Kedua, nilai kedaerahan. Kaum akademis Sunda menempatkan tulisan-tulisan Mustapa sebagai warisan yang bernilai sebagai sumber untuk diketahuinya inti kebudayaan Sunda (Inggris: patrimony). Dengan demikian, penting sekali tulisan-tulisan itu dikaji dan disebarkan dalam lingkungan masyarakat Sunda.
Selain peringatan dalam bentuk penelitian, ada juga fenomena baru yang bisa memperkenalkan tokoh Sunda ini kepada khalayak yang lebih luas. Pemikir muda Sunda Asep Salahudin sengaja memakai tulisan-tulisan Mustapa sebagai bahan pemikiran dalam perang wacana yang sedang diterbitkan dalam media zaman sekarang. Sebagai contoh, dia mengutip beberapa bait dangding Mustapa untuk mendukung sudut pandangnya mengenai kurang banyaknya urang Sunda yang berjabatan tinggi di atas panggung politik nasional ("PR", 17/01/09).
Dengan contoh ini, tampaknya sangat mungkin generasi sekarang dan masa depan memaknai Haji Hasan Mustapa dengan cara-cara yang tidak bisa kita bayangkan sebelumnya. Walau dalam beberapa segi peringatan dia tidak seperti Hasyim Asy’ari, terutama dari segi kepahlawanannya, daftar cara-cara peringatan Hasan Mustapa belum tutup.

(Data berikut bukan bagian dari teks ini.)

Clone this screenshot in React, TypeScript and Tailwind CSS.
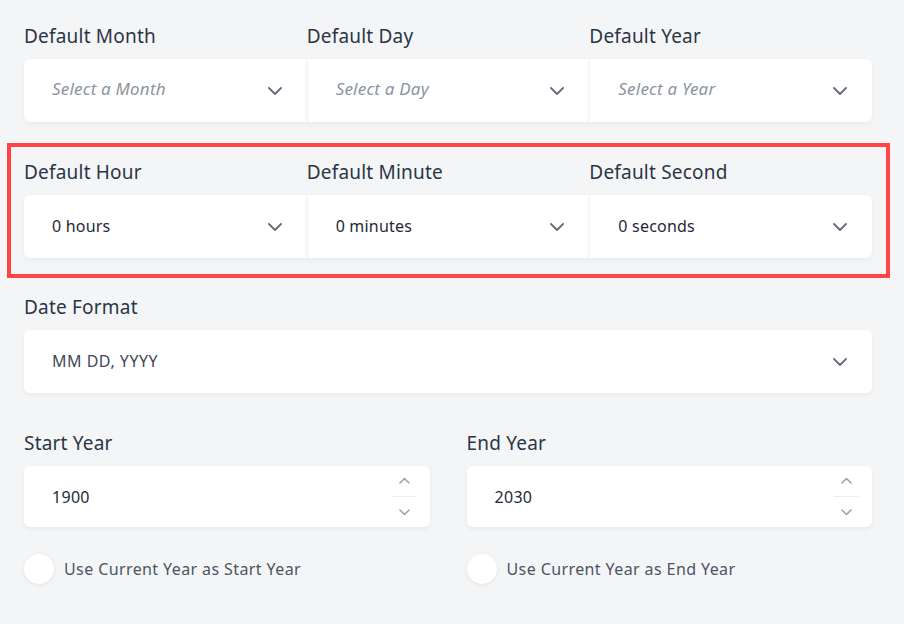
import React from "react";

const Chevron = () => (
  <svg width="14" height="8" viewBox="0 0 14 8" fill="none" className="shrink-0">
    <path d="M1 1l6 6 6-6" stroke="#6b7280" strokeWidth="2" strokeLinecap="round" strokeLinejoin="round" />
  </svg>
);

const SmallChevron = ({ up }: { up?: boolean }) => (
  <svg width="11" height="7" viewBox="0 0 11 7" fill="none" className="block">
    <path
      d={up ? "M1 6l4.5-4.5L10 6" : "M1 1l4.5 4.5L10 1"}
      stroke="#9ca3af"
      strokeWidth="1.6"
      strokeLinecap="round"
      strokeLinejoin="round"
    />
  </svg>
);

type SelProps = { text: string; placeholder?: boolean; pos: "l" | "m" | "r" | "full"; muted?: boolean };

const Select = ({ text, placeholder, pos, muted }: SelProps) => {
  const round =
    pos === "l"
      ? "rounded-l-md"
      : pos === "r"
      ? "rounded-r-md border-l border-[#eff1f3]"
      : pos === "m"
      ? "border-l border-[#eff1f3]"
      : "rounded-md";
  return (
    <div
      className={`flex h-[63px] items-center justify-between bg-white pl-7 pr-[25px] shadow-[0_2px_5px_rgba(0,0,0,0.05)] ${round}`}
    >
      <span
        className={
          placeholder
            ? "pb-[3px] text-[17px] italic tracking-[0.2px] text-[#8b95a1]"
            : muted
            ? "pb-[2px] text-[16px] tracking-[0.5px] text-[#3f4a57]"
            : "pb-[2px] text-[16px] tracking-[0.2px] text-[#1f2937]"
        }
      >
        {text}
      </span>
      <Chevron />
    </div>
  );
};

const Label = ({ children }: { children: React.ReactNode }) => (
  <div className="mb-[11px] h-6 text-[19px] leading-6 tracking-[0.2px] text-[#2b3645]">{children}</div>
);

const TripleRow = ({ items }: { items: { label: string; text: string; placeholder?: boolean }[] }) => (
  <div className="grid grid-cols-3">
    {items.map((it, i) => (
      <div key={it.label}>
        <Label>{it.label}</Label>
        <Select text={it.text} placeholder={it.placeholder} pos={i === 0 ? "l" : i === 2 ? "r" : "m"} />
      </div>
    ))}
  </div>
);

const NumberInput = ({ value }: { value: string }) => (
  <div className="flex h-[61px] items-center justify-between rounded-md bg-white pl-7 pr-[13px] shadow-[0_2px_5px_rgba(0,0,0,0.05)]">
    <span className="text-[16px] tracking-[0.3px] text-[#1f2937]">{value}</span>
    <div className="flex w-[25px] flex-col items-center gap-3">
      <SmallChevron up />
      <div className="h-px w-full bg-[#eceef1]" />
      <SmallChevron />
    </div>
  </div>
);

const Radio = ({ label }: { label: string }) => (
  <div className="mt-[27px] flex items-center gap-[10px]">
    <div className="h-[30px] w-[30px] rounded-full bg-white shadow-[0_1px_4px_rgba(0,0,0,0.08)]" />
    <span className="text-[16px] tracking-[0.4px] text-[#4a5563]">{label}</span>
  </div>
);

export default function App() {
  return (
    <div
      className="min-h-screen bg-[#f4f5f7] px-6 pt-6"
      style={{ fontFamily: '"Noto Sans", "Open Sans", sans-serif' }}
    >
      <div className="w-[848px]">
        <TripleRow
          items={[
            { label: "Default Month", text: "Select a Month", placeholder: true },
            { label: "Default Day", text: "Select a Day", placeholder: true },
            { label: "Default Year", text: "Select a Year", placeholder: true },
          ]}
        />
        <div className="relative mt-[38px]">
          <div className="pointer-events-none absolute -left-[17px] -right-[18px] -top-[17px] -bottom-[20px] border-4 border-[#ff4545]" />
          <TripleRow
            items={[
              { label: "Default Hour", text: "0 hours" },
              { label: "Default Minute", text: "0 minutes" },
              { label: "Default Second", text: "0 seconds" },
            ]}
          />
        </div>
        <div className="mt-[37px]">
          <Label>Date Format</Label>
          <Select text="MM DD, YYYY" pos="full" muted />
        </div>
        <div className="mt-[38px] grid grid-cols-2 gap-x-[37px]">
          <div>
            <Label>Start Year</Label>
            <NumberInput value="1900" />
            <Radio label="Use Current Year as Start Year" />
          </div>
          <div>
            <Label>End Year</Label>
            <NumberInput value="2030" />
            <Radio label="Use Current Year as End Year" />
          </div>
        </div>
      </div>
    </div>
  );
}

Dengan memakai penelitian tentang beliau yang sudah digarap oleh angkatan sebelumnya, tokoh yang menarik ini bisa diperingati oleh angkatan muda sesuai dengan kemampuan dan prestasinya. Setidaknya, itulah yang terpikir oleh saya sewaktu naik taksi.***
* Julian Millie, Dosen dan peneliti dari Universitas Monash, Melbourne, Australia.